# START OF Material

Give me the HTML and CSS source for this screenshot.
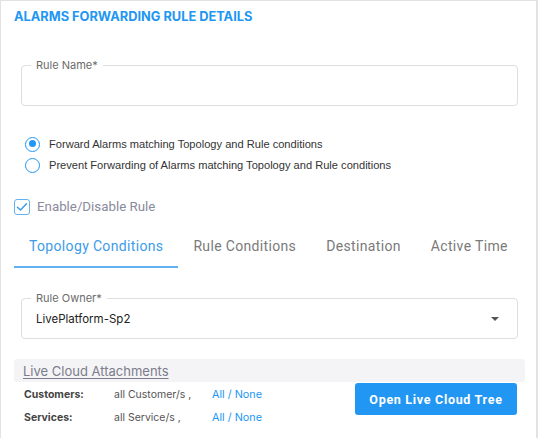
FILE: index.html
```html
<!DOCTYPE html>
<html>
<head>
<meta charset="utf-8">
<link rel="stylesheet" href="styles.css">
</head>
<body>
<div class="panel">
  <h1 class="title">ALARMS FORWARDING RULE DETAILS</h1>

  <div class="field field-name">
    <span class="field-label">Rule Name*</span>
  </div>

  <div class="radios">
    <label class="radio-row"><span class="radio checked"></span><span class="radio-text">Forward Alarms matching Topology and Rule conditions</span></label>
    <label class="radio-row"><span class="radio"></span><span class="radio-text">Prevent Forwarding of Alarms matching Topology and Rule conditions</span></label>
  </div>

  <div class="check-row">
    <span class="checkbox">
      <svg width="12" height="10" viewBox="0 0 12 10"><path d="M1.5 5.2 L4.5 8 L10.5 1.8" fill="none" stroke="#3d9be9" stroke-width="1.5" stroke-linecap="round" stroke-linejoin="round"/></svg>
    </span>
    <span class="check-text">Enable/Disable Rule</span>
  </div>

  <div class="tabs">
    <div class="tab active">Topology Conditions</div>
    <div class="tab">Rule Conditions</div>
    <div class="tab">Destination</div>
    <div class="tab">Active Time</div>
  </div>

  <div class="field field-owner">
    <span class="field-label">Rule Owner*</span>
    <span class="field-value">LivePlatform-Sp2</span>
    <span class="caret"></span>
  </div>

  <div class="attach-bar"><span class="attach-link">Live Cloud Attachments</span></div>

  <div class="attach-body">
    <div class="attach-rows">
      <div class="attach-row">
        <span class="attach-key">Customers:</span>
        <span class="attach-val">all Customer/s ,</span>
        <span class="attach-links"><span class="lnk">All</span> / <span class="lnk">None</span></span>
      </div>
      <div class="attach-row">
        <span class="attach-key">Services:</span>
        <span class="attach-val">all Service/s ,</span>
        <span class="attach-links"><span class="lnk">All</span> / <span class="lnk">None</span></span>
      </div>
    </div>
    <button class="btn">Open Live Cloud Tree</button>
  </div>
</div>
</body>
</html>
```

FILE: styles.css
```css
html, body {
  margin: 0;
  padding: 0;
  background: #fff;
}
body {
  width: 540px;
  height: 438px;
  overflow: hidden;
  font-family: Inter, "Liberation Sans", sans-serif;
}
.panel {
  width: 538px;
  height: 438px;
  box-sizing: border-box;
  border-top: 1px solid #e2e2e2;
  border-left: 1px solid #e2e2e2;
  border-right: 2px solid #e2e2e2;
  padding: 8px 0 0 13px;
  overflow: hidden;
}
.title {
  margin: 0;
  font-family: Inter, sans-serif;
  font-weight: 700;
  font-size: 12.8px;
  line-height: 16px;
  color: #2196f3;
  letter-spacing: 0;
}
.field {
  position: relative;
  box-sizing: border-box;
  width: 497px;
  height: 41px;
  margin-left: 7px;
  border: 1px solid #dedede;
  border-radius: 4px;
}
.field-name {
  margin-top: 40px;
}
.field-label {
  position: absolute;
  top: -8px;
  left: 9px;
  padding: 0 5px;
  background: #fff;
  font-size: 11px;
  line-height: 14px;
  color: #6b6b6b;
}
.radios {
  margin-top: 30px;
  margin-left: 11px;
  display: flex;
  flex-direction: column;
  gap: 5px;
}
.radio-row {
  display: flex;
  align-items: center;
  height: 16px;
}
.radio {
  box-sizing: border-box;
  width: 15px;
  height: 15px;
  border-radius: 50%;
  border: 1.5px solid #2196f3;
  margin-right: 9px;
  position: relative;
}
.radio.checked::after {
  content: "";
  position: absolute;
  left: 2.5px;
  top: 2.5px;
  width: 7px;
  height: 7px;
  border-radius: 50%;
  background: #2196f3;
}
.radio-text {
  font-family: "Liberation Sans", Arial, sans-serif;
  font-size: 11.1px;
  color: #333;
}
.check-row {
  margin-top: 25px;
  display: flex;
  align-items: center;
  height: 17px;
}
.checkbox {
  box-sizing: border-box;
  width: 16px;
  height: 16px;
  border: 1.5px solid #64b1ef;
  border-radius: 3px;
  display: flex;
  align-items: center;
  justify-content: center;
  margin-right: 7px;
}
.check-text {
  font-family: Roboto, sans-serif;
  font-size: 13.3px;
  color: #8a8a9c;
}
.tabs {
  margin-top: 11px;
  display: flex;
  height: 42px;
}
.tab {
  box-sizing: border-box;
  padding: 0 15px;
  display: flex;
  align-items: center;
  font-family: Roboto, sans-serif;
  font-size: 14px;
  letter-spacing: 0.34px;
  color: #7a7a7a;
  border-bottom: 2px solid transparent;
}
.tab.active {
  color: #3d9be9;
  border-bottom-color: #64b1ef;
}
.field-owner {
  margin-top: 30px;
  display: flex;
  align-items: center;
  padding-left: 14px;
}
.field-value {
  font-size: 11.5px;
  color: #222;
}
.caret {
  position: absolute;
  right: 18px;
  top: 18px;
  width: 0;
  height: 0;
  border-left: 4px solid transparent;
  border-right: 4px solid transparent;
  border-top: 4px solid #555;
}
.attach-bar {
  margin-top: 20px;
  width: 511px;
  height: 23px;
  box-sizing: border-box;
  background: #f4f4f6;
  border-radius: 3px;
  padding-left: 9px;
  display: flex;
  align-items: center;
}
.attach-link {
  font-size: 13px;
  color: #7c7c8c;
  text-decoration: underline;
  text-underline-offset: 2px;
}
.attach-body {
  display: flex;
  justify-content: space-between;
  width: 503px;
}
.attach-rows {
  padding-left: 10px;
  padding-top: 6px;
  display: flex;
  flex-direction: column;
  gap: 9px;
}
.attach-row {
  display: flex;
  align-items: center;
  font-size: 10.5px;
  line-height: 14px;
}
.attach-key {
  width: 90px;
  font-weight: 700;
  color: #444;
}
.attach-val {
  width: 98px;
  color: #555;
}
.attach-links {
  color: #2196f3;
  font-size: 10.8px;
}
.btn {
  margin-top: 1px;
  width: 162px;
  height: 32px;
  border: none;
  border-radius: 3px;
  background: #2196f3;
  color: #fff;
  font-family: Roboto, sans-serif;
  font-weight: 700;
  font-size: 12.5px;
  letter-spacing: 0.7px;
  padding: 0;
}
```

# END OF Material

Copy each line exactly, and leave the pictures out of your copy.

Give me the HTML and CSS source for this screenshot.
FILE: index.html
```html
<!DOCTYPE html>
<html>
<head>
<meta charset="utf-8">
<link rel="stylesheet" href="styles.css">
</head>
<body>
<div class="panel">
  <h1 class="title">ALARMS FORWARDING RULE DETAILS</h1>

  <div class="field field-name">
    <span class="field-label">Rule Name*</span>
  </div>

  <div class="radios">
    <label class="radio-row"><span class="radio checked"></span><span class="radio-text">Forward Alarms matching Topology and Rule conditions</span></label>
    <label class="radio-row"><span class="radio"></span><span class="radio-text">Prevent Forwarding of Alarms matching Topology and Rule conditions</span></label>
  </div>

  <div class="check-row">
    <span class="checkbox">
      <svg width="12" height="10" viewBox="0 0 12 10"><path d="M1.5 5.2 L4.5 8 L10.5 1.8" fill="none" stroke="#3d9be9" stroke-width="1.5" stroke-linecap="round" stroke-linejoin="round"/></svg>
    </span>
    <span class="check-text">Enable/Disable Rule</span>
  </div>

  <div class="tabs">
    <div class="tab active">Topology Conditions</div>
    <div class="tab">Rule Conditions</div>
    <div class="tab">Destination</div>
    <div class="tab">Active Time</div>
  </div>

  <div class="field field-owner">
    <span class="field-label">Rule Owner*</span>
    <span class="field-value">LivePlatform-Sp2</span>
    <span class="caret"></span>
  </div>

  <div class="attach-bar"><span class="attach-link">Live Cloud Attachments</span></div>

  <div class="attach-body">
    <div class="attach-rows">
      <div class="attach-row">
        <span class="attach-key">Customers:</span>
        <span class="attach-val">all Customer/s ,</span>
        <span class="attach-links"><span class="lnk">All</span> / <span class="lnk">None</span></span>
      </div>
      <div class="attach-row">
        <span class="attach-key">Services:</span>
        <span class="attach-val">all Service/s ,</span>
        <span class="attach-links"><span class="lnk">All</span> / <span class="lnk">None</span></span>
      </div>
    </div>
    <button class="btn">Open Live Cloud Tree</button>
  </div>
</div>
</body>
</html>
```

FILE: styles.css
```css
html, body {
  margin: 0;
  padding: 0;
  background: #fff;
}
body {
  width: 540px;
  height: 438px;
  overflow: hidden;
  font-family: Inter, "Liberation Sans", sans-serif;
}
.panel {
  width: 538px;
  height: 438px;
  box-sizing: border-box;
  border-top: 1px solid #e2e2e2;
  border-left: 1px solid #e2e2e2;
  border-right: 2px solid #e2e2e2;
  padding: 8px 0 0 13px;
  overflow: hidden;
}
.title {
  margin: 0;
  font-family: Inter, sans-serif;
  font-weight: 700;
  font-size: 12.8px;
  line-height: 16px;
  color: #2196f3;
  letter-spacing: 0;
}
.field {
  position: relative;
  box-sizing: border-box;
  width: 497px;
  height: 41px;
  margin-left: 7px;
  border: 1px solid #dedede;
  border-radius: 4px;
}
.field-name {
  margin-top: 40px;
}
.field-label {
  position: absolute;
  top: -8px;
  left: 9px;
  padding: 0 5px;
  background: #fff;
  font-size: 11px;
  line-height: 14px;
  color: #6b6b6b;
}
.radios {
  margin-top: 30px;
  margin-left: 11px;
  display: flex;
  flex-direction: column;
  gap: 5px;
}
.radio-row {
  display: flex;
  align-items: center;
  height: 16px;
}
.radio {
  box-sizing: border-box;
  width: 15px;
  height: 15px;
  border-radius: 50%;
  border: 1.5px solid #2196f3;
  margin-right: 9px;
  position: relative;
}
.radio.checked::after {
  content: "";
  position: absolute;
  left: 2.5px;
  top: 2.5px;
  width: 7px;
  height: 7px;
  border-radius: 50%;
  background: #2196f3;
}
.radio-text {
  font-family: "Liberation Sans", Arial, sans-serif;
  font-size: 11.1px;
  color: #333;
}
.check-row {
  margin-top: 25px;
  display: flex;
  align-items: center;
  height: 17px;
}
.checkbox {
  box-sizing: border-box;
  width: 16px;
  height: 16px;
  border: 1.5px solid #64b1ef;
  border-radius: 3px;
  display: flex;
  align-items: center;
  justify-content: center;
  margin-right: 7px;
}
.check-text {
  font-family: Roboto, sans-serif;
  font-size: 13.3px;
  color: #8a8a9c;
}
.tabs {
  margin-top: 11px;
  display: flex;
  height: 42px;
}
.tab {
  box-sizing: border-box;
  padding: 0 15px;
  display: flex;
  align-items: center;
  font-family: Roboto, sans-serif;
  font-size: 14px;
  letter-spacing: 0.34px;
  color: #7a7a7a;
  border-bottom: 2px solid transparent;
}
.tab.active {
  color: #3d9be9;
  border-bottom-color: #64b1ef;
}
.field-owner {
  margin-top: 30px;
  display: flex;
  align-items: center;
  padding-left: 14px;
}
.field-value {
  font-size: 11.5px;
  color: #222;
}
.caret {
  position: absolute;
  right: 18px;
  top: 18px;
  width: 0;
  height: 0;
  border-left: 4px solid transparent;
  border-right: 4px solid transparent;
  border-top: 4px solid #555;
}
.attach-bar {
  margin-top: 20px;
  width: 511px;
  height: 23px;
  box-sizing: border-box;
  background: #f4f4f6;
  border-radius: 3px;
  padding-left: 9px;
  display: flex;
  align-items: center;
}
.attach-link {
  font-size: 13px;
  color: #7c7c8c;
  text-decoration: underline;
  text-underline-offset: 2px;
}
.attach-body {
  display: flex;
  justify-content: space-between;
  width: 503px;
}
.attach-rows {
  padding-left: 10px;
  padding-top: 6px;
  display: flex;
  flex-direction: column;
  gap: 9px;
}
.attach-row {
  display: flex;
  align-items: center;
  font-size: 10.5px;
  line-height: 14px;
}
.attach-key {
  width: 90px;
  font-weight: 700;
  color: #444;
}
.attach-val {
  width: 98px;
  color: #555;
}
.attach-links {
  color: #2196f3;
  font-size: 10.8px;
}
.btn {
  margin-top: 1px;
  width: 162px;
  height: 32px;
  border: none;
  border-radius: 3px;
  background: #2196f3;
  color: #fff;
  font-family: Roboto, sans-serif;
  font-weight: 700;
  font-size: 12.5px;
  letter-spacing: 0.7px;
  padding: 0;
}
```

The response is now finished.